===== Given material
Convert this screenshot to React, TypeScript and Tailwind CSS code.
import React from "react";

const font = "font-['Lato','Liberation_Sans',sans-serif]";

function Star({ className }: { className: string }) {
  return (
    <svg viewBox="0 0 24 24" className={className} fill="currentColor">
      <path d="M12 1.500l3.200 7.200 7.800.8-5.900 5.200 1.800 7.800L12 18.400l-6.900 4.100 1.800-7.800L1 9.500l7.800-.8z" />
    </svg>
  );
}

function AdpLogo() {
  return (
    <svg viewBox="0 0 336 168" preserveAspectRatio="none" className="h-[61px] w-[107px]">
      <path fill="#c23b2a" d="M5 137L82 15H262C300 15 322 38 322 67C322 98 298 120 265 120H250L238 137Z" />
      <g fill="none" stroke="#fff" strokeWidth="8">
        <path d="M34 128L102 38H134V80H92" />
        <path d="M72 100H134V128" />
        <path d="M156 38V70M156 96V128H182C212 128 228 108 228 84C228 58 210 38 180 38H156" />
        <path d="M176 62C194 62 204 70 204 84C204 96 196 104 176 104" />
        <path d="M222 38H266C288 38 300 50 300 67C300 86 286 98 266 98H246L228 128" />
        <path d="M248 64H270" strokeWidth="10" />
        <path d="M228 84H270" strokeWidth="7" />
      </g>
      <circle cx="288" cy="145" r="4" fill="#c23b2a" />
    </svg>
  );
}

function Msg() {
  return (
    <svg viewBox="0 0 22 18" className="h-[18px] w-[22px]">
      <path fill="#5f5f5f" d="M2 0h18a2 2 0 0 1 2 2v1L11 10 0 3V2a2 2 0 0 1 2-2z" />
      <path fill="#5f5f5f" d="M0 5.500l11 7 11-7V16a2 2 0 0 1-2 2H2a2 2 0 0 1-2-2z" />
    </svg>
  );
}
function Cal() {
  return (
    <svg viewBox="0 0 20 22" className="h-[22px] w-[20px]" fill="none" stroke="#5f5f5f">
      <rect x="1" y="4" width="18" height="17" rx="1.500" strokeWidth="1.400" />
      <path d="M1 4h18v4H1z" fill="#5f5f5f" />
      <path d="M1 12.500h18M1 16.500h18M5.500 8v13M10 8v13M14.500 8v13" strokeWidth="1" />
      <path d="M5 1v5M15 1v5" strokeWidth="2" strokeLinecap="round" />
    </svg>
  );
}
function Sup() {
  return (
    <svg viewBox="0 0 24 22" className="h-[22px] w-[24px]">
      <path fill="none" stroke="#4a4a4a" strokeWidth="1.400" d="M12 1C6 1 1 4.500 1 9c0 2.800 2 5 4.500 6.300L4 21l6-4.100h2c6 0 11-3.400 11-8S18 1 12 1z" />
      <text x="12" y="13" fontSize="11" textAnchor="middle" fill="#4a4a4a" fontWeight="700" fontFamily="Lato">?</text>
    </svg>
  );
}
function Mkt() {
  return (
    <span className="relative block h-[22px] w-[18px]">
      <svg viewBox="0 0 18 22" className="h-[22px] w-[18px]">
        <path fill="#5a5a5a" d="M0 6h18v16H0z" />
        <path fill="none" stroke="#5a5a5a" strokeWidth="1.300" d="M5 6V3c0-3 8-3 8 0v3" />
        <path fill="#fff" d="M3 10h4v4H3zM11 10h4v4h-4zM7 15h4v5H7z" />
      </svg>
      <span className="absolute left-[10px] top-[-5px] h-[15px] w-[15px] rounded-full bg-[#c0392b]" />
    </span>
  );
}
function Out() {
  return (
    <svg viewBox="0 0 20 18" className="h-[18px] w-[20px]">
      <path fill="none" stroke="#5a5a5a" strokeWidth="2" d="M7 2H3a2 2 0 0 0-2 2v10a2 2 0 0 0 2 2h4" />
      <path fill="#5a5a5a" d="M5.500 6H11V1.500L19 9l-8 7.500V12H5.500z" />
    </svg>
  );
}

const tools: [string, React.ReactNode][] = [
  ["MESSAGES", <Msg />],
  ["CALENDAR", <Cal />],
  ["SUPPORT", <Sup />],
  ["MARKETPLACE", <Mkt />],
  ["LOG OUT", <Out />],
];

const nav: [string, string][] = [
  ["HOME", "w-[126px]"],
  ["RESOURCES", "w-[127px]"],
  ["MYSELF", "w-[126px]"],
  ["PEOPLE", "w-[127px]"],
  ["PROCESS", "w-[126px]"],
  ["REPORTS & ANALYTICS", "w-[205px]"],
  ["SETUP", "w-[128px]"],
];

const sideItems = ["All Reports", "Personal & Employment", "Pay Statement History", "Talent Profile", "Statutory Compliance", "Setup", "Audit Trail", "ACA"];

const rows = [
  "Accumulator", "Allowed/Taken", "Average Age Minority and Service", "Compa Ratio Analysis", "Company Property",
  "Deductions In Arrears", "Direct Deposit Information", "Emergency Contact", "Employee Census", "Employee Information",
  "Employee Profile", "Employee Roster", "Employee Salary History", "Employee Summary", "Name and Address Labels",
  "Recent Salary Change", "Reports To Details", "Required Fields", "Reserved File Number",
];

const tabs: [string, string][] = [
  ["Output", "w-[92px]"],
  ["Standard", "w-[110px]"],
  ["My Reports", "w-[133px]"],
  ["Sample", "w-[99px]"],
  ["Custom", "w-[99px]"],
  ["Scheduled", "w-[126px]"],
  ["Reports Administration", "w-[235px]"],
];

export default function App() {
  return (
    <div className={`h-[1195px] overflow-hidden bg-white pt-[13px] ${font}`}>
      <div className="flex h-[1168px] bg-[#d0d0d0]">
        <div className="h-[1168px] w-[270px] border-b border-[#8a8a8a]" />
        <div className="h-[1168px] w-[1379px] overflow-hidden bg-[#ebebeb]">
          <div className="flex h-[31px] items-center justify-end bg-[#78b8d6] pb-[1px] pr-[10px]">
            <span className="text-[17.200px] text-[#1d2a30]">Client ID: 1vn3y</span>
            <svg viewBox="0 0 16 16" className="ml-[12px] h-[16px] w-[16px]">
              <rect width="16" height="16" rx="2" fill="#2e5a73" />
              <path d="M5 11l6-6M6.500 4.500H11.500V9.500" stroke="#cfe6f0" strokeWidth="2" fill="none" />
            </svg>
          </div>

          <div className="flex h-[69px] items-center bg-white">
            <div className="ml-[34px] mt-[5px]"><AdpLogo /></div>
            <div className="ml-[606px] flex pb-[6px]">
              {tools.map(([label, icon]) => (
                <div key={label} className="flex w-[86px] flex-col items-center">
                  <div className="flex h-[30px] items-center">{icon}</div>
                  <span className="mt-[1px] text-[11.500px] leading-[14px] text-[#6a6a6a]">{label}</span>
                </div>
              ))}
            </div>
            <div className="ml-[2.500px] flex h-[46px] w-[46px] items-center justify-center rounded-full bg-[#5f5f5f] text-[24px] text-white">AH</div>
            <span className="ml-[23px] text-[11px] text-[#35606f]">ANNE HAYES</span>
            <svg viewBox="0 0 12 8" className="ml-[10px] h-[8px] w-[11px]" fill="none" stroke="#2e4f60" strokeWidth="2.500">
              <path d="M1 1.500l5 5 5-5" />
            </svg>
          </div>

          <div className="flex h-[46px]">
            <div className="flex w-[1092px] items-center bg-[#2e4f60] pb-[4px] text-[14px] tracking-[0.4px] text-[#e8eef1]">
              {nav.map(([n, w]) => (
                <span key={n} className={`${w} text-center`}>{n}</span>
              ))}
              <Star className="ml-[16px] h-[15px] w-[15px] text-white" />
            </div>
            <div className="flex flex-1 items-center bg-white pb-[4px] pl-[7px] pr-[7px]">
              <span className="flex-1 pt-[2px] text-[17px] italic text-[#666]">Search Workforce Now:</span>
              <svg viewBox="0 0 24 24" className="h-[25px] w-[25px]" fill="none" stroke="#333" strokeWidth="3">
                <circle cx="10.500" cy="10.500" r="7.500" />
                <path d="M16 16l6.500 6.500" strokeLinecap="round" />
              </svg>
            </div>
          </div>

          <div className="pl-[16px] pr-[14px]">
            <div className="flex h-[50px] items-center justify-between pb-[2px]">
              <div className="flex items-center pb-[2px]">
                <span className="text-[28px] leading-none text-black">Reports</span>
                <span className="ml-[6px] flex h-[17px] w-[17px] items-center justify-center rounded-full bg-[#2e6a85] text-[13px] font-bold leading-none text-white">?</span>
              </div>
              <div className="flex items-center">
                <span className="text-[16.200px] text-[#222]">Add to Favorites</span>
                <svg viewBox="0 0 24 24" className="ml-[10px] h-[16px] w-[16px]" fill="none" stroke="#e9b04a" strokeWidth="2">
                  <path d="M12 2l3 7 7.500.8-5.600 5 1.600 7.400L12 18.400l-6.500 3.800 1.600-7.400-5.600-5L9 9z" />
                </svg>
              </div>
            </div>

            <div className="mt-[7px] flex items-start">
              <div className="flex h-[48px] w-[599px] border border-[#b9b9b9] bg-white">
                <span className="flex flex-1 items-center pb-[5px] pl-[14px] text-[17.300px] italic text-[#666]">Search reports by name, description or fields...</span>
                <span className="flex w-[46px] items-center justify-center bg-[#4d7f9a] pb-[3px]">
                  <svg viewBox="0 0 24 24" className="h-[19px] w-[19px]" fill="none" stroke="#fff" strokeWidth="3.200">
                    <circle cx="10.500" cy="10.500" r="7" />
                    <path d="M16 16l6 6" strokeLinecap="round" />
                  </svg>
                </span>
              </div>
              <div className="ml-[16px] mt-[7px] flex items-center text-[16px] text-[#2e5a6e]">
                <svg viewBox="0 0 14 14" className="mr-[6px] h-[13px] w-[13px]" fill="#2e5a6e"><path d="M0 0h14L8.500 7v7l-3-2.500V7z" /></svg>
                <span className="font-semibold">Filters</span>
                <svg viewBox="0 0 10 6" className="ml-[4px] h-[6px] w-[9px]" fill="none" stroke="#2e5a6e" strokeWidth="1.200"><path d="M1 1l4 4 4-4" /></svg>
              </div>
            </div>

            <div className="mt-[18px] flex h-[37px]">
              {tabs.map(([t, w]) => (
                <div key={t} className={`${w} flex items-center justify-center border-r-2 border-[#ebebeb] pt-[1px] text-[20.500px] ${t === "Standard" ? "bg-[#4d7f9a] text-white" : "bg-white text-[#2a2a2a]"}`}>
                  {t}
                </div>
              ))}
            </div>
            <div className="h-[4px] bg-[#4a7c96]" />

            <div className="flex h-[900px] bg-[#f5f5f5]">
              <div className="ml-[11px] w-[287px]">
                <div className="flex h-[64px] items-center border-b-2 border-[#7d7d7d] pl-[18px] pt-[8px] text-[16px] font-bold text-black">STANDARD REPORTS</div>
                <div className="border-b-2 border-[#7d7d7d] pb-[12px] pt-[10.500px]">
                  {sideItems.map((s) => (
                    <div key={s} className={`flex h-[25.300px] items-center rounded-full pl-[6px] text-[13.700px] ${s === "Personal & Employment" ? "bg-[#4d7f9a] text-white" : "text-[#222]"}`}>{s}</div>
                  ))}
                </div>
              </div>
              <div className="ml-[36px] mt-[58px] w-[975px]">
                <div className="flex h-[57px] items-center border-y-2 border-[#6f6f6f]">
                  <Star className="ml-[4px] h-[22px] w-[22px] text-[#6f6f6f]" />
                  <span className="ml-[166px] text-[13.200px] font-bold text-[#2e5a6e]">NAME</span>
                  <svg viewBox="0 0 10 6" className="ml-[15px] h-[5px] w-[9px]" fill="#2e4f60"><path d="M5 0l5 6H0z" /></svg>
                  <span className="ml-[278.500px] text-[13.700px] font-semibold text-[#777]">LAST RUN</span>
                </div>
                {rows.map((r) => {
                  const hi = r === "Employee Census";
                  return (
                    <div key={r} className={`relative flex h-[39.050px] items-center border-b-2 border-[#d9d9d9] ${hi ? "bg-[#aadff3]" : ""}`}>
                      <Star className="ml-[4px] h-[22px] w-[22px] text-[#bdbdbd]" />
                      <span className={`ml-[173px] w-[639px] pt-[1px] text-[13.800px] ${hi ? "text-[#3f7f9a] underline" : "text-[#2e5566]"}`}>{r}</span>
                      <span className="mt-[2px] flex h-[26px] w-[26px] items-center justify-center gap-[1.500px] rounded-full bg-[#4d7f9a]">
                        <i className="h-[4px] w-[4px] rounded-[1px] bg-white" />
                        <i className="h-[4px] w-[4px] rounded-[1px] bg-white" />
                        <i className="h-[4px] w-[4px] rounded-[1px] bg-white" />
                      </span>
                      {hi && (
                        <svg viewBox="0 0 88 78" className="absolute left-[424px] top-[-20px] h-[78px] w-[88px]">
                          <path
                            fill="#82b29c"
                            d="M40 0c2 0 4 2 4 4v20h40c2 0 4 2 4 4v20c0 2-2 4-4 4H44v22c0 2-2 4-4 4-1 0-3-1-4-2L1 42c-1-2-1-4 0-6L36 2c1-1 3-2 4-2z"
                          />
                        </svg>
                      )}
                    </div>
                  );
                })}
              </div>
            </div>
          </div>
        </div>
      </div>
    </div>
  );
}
==========
Short task: Using the listing above, pick out each line that contains the word "React", then copy it.

Expected output:
Convert this screenshot to React, TypeScript and Tailwind CSS code.
import React from "react";
const tools: [string, React.ReactNode][] = [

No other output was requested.